The Maj. Peter Curtis House (1786)
Maj. Peter Curtis was a blacksmith in Farmington who served as an officer in the army at every battle in which George Washington commanded during the Revolutionary War. In 1769 he had purchased the property formerly owned by Thomas Norton, replacing the earlier house, at the corner of Farmington Avenue and High Street, with his new house, built by Judah Woodruff in 1786. Curtis later served as the first keeper, or warden, of Newgate Prison in East Granby, from 1790 to 1796. His family occupied the house until 1822, when it was sold to William Whitman, who opened it as a tavern, with a ballroom on the second floor. After his death in 1876, the tavern was run by his son Charles L. Whitman, of whom it was said, as related in Farmington, Connecticut, the Village of Beautiful Homes (1906),
He and his father for many years kept a tavern in Farmington. in the days when there was much teaming through this town. The place was famous in all the region, partly on account of Mrs. Whitman’s excellent pies and cake. When one’s ancestors have been among those who serve the public with care and courtesy, it seems to become second nature in the descendants to be very polite. This might explain Mr. Whitman’s genial manners, but I am inclined to believe it was more a special goodness of heart. He was also for many years one of the directors of the bank and an appraiser.

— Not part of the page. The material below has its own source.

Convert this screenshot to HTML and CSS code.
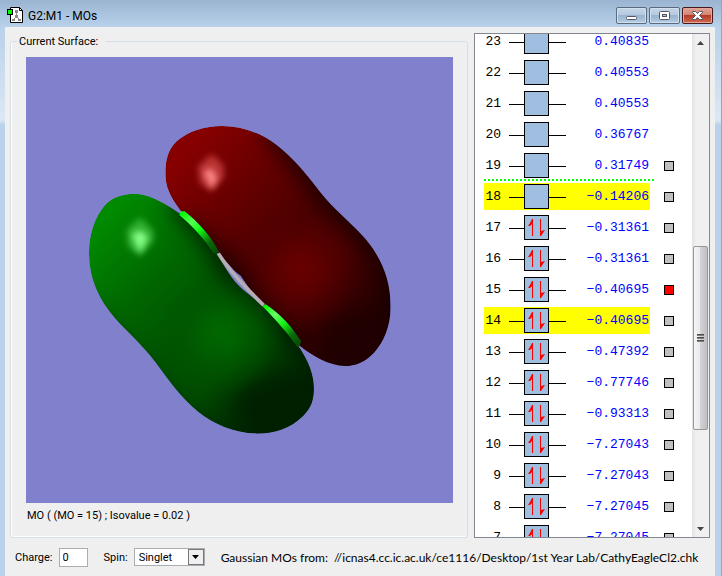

In the 1920s, rooms in the house were rented to two women for use as a tea room and antiques business. In 1938, the house was acquired by Dr. Walls Bunnell, who moved it to its present location at 4 High Street. Where the Whitman Tavern had originally stood, Dr. Bunnell created the shopping complex known as Brick Walk Lane, composed of various historic Farmington buildings he preserved by having them moved to the site.
First Church Parsonage, Farmington (1875)
The Queen Anne style house at 96 Main Street in Farmington was built in 1875 as the Parsonage of the First Congregational Church. The stone store, built by Maj. Timothy Cowles, originally occupied the site, but was destroyed by fire on July 21, 1864. William Gay, a merchant who owned several parcels of real estate in Farmington, bought the lot in 1871 and sold it to the First Ecclesiastical Society.
Millstreams (1917)
Millstreams is a mansion in Farmington, built in 1917 for the playwright Winchell Smith. Born in West Hartford and a graduate of Hartford Public High School, Smith was also an actor and director. He got his start in the theater company of his uncle, William Gillette, but became most known for his plays, many of which were written in collaboration with others, including Lightnin’ (1918), written with Frank Bacon, which ran for 1,291 performances. He also persuaded D.W. Griffith to film scenes from the film Way Down East, written and produced by Smith and starring Lilian Gish, in Farmington. Smith’s property in Farmington once included the old grist mill, which appears in the film, and the Gridley and Case Cottages, now owned by the Farmington Historical Society. Smith was fascinated by the Tunxis Indians and in his younger days had enjoyed camping near the Farmington River. His house was later built on Indian Neck, along a bend of the Farmington River, where it joins the Pequabuck River. Initial designs for the house were prepared by Edward T. Hapgood and completed by Cortland F. Luce after the architect’s death. At first, Smith called his estate “Lambs Gate,” because he had purchased and erected at his home the gates which had stood for many years at the entrance of the Lambs Club in New York City. Because another home in Farmington had recently been named “Old Gate,” Smith changed the name of his home to “Millstream Manor.” Smith, who died in 1933, is buried, near his home, in Riverside Cemetery. The house, surrounded by almost five acres of grounds and gardens, has recently been for sale.
Samuel Deming’s Store (1809)
Samuel Deming‘s father and uncle built the store he later ran in Farmington in 1809 which sold local goods and imported items. The store originally stood next to Deming’s house on Main Street, but was moved to Mill Lane in the 1930s, when a new town hall was built (now the site of a fire station). John Hooker, attorney and husband of women’s rights activist Isabella Beecher Hooker, rented an office on the store’s second floor in the 1840s. It was also on the second floor that the African men from the Amistad stayed during their first two months in Farmington in 1841. The space was then used as a school, where the Africans attended classes for five hours a day, six days a week. Today, Deming’s store is still a private commercial establishment called “Your Village Store.”
Elm Tree Inn (1655)
The earliest section of what later on became the Elm Tree Inn in Farmington was the 1655 house of William Lewis, an original settler of the town. His son built a new and larger structure, around the old house, and the enlarged building became a tavern and inn. By the mid-eighteenth century, it was operated by Phineas Lewis. Washington dined at the tavern, while on his way to Hartford, in 1780 and again, while on his way to Wethersfield, in 1781. The French general Rochambeau may have also stayed there with his officers when he was passing through Connecticut with his army in 1781. The facade of the building was later updated in the Georgian style and the tavern came to be known as the Elm Tree Inn, after the elm trees on the property, planted in the 1760s. The Inn continued to be popular into the twentieth century as it was a stop on the trolley line to Hartford. Mark Twain frequently dined there while he lived in Hartford, as did the cast and crew filming Way Down East with Lillian Gish in 1919. The exterior of the Inn was once surrounded by a long verandah, which has since been removed. The building is now subdivided into condominiums.